A Task-Oriented Evaluation Framework for Text Normalization in Modern NLP Pipelines
Md Abdullah Al Kafi, Raka Moni, Sumit Kumar Banshal
TL;DR
The paper tackles the challenge of evaluating text normalization in NLP by introducing a task-oriented, multi-dimensional framework that jointly considers vocabulary compression, semantic preservation, and downstream impact. The framework combines macro-level metrics (Compression Ratio $CR$ and Stemming Effectiveness Score $SES$) with micro-level fidelity (Average Normalized Levenshtein Distance $ANLD$) and downstream sensitivity (Model Performance Delta $MPD$), operationalized through formulas such as $SES = IRS \times CR$ and $ANLD = average( Levenshtein(orig, stemmed) / |orig| )$. It is validated on English and Bangla with stemmers Snowball, BNLTK, and BanLemma, revealing that high $SES$ can coincide with harmful surface-form distortion (high $ANLD$), while safe, moderate compression can yield downstream gains. The study advocates using $SES$ in conjunction with $ANLD$ as a safety gate and plans to extend the framework to transformer-based models to broaden applicability and robustness.
Abstract
Text normalization is an essential preprocessing step in many natural language processing (NLP) tasks, and stemming is one such normalization technique that reduces words to their base or root form. However, evaluating stemming methods is challenging because current evaluation approaches are limited and do not capture the potential harm caused by excessive stemming; therefore, it is essential to develop new approaches to evaluate stemming methods. To address this issue, this study propose a novel, task-oriented approach to evaluate stemming methods, which considers three aspects: (1) the utility of stemming using Stemming Effectiveness Score (SES), (2) the impact of stemming on downstream tasks using Model Performance Delta (MPD), and (3) the semantic similarity between stemmed and original words using Average Normalized Levenshtein Distance (ANLD), thus providing a comprehensive evaluation framework. We apply our evaluation framework to compare two stemmers for Bangla (BNLTK) and English (Snowball), and our results reveal a significant issue, prompting us to analyze their performance in detail.

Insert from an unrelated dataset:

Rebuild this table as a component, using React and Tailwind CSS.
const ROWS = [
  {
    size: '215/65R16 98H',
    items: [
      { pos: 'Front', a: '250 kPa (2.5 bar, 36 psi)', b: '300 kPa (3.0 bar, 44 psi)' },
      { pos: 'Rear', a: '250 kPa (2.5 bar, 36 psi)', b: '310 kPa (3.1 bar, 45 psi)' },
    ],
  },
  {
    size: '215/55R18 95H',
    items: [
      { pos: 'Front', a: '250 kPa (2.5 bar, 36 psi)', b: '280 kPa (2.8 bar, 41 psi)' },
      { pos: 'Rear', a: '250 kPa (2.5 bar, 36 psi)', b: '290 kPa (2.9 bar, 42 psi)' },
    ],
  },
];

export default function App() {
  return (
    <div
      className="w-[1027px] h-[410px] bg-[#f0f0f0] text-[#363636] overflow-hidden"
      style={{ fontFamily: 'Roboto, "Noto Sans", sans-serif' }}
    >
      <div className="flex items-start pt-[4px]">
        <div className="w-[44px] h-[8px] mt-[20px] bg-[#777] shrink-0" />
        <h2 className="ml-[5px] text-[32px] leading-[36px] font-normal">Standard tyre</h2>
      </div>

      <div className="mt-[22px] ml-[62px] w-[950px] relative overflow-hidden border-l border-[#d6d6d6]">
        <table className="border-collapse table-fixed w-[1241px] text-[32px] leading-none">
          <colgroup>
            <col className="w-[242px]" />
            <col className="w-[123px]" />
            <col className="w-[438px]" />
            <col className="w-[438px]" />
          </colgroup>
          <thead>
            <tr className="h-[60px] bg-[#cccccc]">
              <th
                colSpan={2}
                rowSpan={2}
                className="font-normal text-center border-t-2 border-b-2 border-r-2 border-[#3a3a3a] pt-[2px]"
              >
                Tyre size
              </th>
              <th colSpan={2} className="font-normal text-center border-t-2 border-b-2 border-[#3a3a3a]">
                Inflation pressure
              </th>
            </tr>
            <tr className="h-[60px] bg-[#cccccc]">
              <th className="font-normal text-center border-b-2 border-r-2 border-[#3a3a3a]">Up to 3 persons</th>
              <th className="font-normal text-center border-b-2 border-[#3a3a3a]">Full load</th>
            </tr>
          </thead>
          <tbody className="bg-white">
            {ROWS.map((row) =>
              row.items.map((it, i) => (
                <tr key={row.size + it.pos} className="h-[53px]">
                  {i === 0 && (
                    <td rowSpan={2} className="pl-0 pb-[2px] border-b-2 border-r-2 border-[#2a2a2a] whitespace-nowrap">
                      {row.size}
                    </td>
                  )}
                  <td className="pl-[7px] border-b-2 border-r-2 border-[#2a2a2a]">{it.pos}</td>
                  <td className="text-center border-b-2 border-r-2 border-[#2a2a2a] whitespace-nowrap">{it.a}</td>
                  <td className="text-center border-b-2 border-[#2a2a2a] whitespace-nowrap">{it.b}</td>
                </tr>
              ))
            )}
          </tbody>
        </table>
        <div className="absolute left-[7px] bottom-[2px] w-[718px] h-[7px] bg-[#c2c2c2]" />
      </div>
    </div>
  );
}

While the Bangla stemmer achieves the highest SES (1.67) due to effective word reduction (CR = 1.90), SES alone is insufficient because our proposed safety measure, ANLD, reveals that this high SES is due to harmful over-stemming (ANLD = 0.26), which correlates with the observed decrease in downstream performance.In contrast, the English stemmer achieves a moderate SES (1.31) with a safe meaning distance (ANLD = 0.14), allowing its word reduction to contribute positively to downstream performance; therefore, it is a more reliable stemmer. Our study provides a valuable tool for distinguishing between potential efficiency gains (high SES) and meaning preservation (low ANLD).